There’s a weird feeling when going back to the last generation of videogames I’m still not quite used to, and a lot of that is because the industry has moved past certain tropes that seem out of place in 2016. So with that in mind, remember that what is cheesy now was really cool at the beginning of the decade, like Empire State of Mind by Jay-Z and Alicia Keys.
Playing as War, one of the Horsemen of the Apocalypse—a brooding, monotone, muscle bound, Marcus Fenix male archetype that was pretty common back in 2010—players smash and slash their way across a post apocalyptic city. He was tricked to come to Earth, the realm of Man, believing he was summoned. Upon arriving, he realizes he is the only Horseman of the Apocalypse to show up and is accused of disrupting the balance of the realms (the other two being Angels and Demons). War pleas to the council to allow him to get to the bottom of this and is granted the right to investigate. And by investigate I mean he beats the snot out of everything around him. Yes, there is a heavy emphasis on dungeon crawling and upgrading gear like The Legend of Zelda, but,in many ways Darksiders: Warmastered Edition has a lot in common with titles like Castlevania: Lords of Shadow aesthetically.
But this isn’t 2010 anymore, and while THQ Nordic can’t go back and change the story of the game now, they did what they could to update other aspects of Darksiders. To put it bluntly, this six-year-old title will need more than a facelift to at least keep up in today’s high quality marketplace. Visually, some of the landscapes are cleaned up and cutscenes look clearer, but there are still signs of age on this title. I got a pretty good chuckle seeing these high res humans running away from explosions while moving limbs like they’re puppets. Gameplay is cleaned up a bit too. War controls just as I remember, and combat feels fluid enough most of the time, because for the most part, the initial Darksiders was a pretty clean-cut game in that department. There are aspects of the game that show their age, like throwing projectiles or dealing with the camera which could have used a complete overhaul, but this is a smaller re-release than something like the Uncharted: Nathan Drake Collection.

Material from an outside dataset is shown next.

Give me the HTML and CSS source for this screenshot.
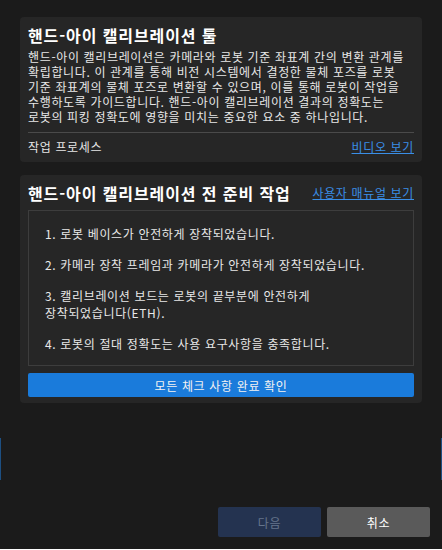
FILE: index.html
```html
<!DOCTYPE html>
<html lang="ko">
<head>
    <meta charset="UTF-8">
    <meta name="viewport" content="width=device-width, initial-scale=1.0">
    <title>핸드-아이 캘리브레이션</title>
    <link rel="stylesheet" href="styles.css">
</head>
<body>
    <div class="dialog">
        <div class="content">
            <section class="card intro">
                <h1 class="card-title">핸드-아이 캘리브레이션 툴</h1>
                <p class="intro-text">핸드-아이 캘리브레이션은 카메라와 로봇 기준 좌표계 간의 변환 관계를 확립합니다. 이 관계를 통해 비전 시스템에서 결정한 물체 포즈를 로봇 기준 좌표계의 물체 포즈로 변환할 수 있으며, 이를 통해 로봇이 작업을 수행하도록 가이드합니다. 핸드-아이 캘리브레이션 결과의 정확도는 로봇의 피킹 정확도에 영향을 미치는 중요한 요소 중 하나입니다.</p>
                <div class="intro-footer">
                    <span>작업 프로세스</span>
                    <a href="#" class="link">비디오 보기</a>
                </div>
            </section>

            <section class="card prep">
                <div class="prep-header">
                    <h2 class="card-title">핸드-아이 캘리브레이션 전 준비 작업</h2>
                    <a href="#" class="link">사용자 매뉴얼 보기</a>
                </div>
                <div class="checklist">
                    <p>1. 로봇 베이스가 안전하게 장착되었습니다.</p>
                    <p>2. 카메라 장착 프레임과 카메라가 안전하게 장착되었습니다.</p>
                    <p>3. 캘리브레이션 보드는 로봇의 끝부분에 안전하게<br>장착되었습니다(ETH).</p>
                    <p>4. 로봇의 절대 정확도는 사용 요구사항을 충족합니다.</p>
                </div>
                <button class="confirm-btn">모든 체크 사항 완료 확인</button>
            </section>
        </div>

        <div class="actions">
            <button class="btn btn-next" disabled>다음</button>
            <button class="btn btn-cancel">취소</button>
        </div>

        <span class="edge edge-left"></span>
        <span class="edge edge-right"></span>
    </div>
</body>
</html>
```

FILE: styles.css
```css
html {
    background: #fff;
}

body {
    margin: 0;
    font-family: "Noto Sans CJK KR", "Noto Sans", sans-serif;
    font-size: 12px;
    letter-spacing: 0.65px;
    word-break: keep-all;
    color: #e6e6e6;
}

.dialog {
    position: relative;
    height: 549px;
    box-sizing: border-box;
    background: #1b1b1b;
    display: flex;
    flex-direction: column;
    padding: 17px 0 12px;
}

.content {
    padding: 0 20px;
    display: flex;
    flex-direction: column;
    gap: 13px;
}

.card {
    background: #262626;
    border-radius: 4px;
    padding: 8px 8px 6px;
}

.card-title {
    margin: 0;
    font-size: 16px;
    font-weight: 700;
    letter-spacing: 0.9px;
    line-height: 20px;
    color: #fff;
}

.intro-text {
    margin: 4px 0 0;
    line-height: 15px;
    color: #e8e8e8;
}

.intro-footer {
    margin-top: 8px;
    border-top: 1px solid #4a4a4a;
    padding-top: 4px;
    display: flex;
    justify-content: space-between;
    align-items: center;
    line-height: 20px;
}

.intro {
    padding-bottom: 5px;
}

.link {
    color: #3a8ee6;
    text-decoration: underline;
    font-size: 12px;
    line-height: 20px;
}

.prep-header {
    display: flex;
    justify-content: space-between;
    align-items: center;
}

.checklist {
    margin-top: 7px;
    border: 1px solid #3d3d3d;
    padding: 14px 16px 13px;
    display: flex;
    flex-direction: column;
    gap: 14px;
}

.checklist p {
    margin: 0;
    line-height: 17px;
    color: #e8e8e8;
}

.confirm-btn {
    margin-top: 7px;
    width: 100%;
    height: 24px;
    border: none;
    border-radius: 2px;
    background: #1a7bdb;
    color: #f2f2f2;
    font-family: inherit;
    font-size: 12px;
    letter-spacing: inherit;
    cursor: pointer;
}

.actions {
    margin-top: auto;
    padding: 0 12px;
    display: flex;
    justify-content: flex-end;
    gap: 6px;
}

.btn {
    width: 103px;
    height: 30px;
    border: none;
    border-radius: 2px;
    font-family: inherit;
    font-size: 12px;
    letter-spacing: inherit;
}

.btn-next {
    background: #243350;
    color: #66758c;
}

.btn-cancel {
    background: #5a5a5a;
    color: #fff;
    cursor: pointer;
}

.edge {
    position: absolute;
    top: 438px;
    width: 1px;
    height: 42px;
    background: #1d4f82;
}

.edge-left {
    left: 0;
}

.edge-right {
    right: 0;
}
```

In many ways I wonder if Darksiders: Warmastered Edition, along with Darksiders II: Deathinitive Edition are tests to gauge the interest in the Darksiders franchise long after the series faded from popular consciousness. If that’s the case, I’d rather THQ Nordic put more of an effort into their offerings. For the long time Darksiders fan that spent weekends in high school playing this title after renting it from Blockbuster (like me), it’s a nice trip down memory lane. But a lot has changed in the half-decade since its initial release, and some of those remnants are hard to stomach at times and could really use a new coat of paint. Yet, for what it is, there’s a fun experience underneath it all, and it makes me kind of miss the series.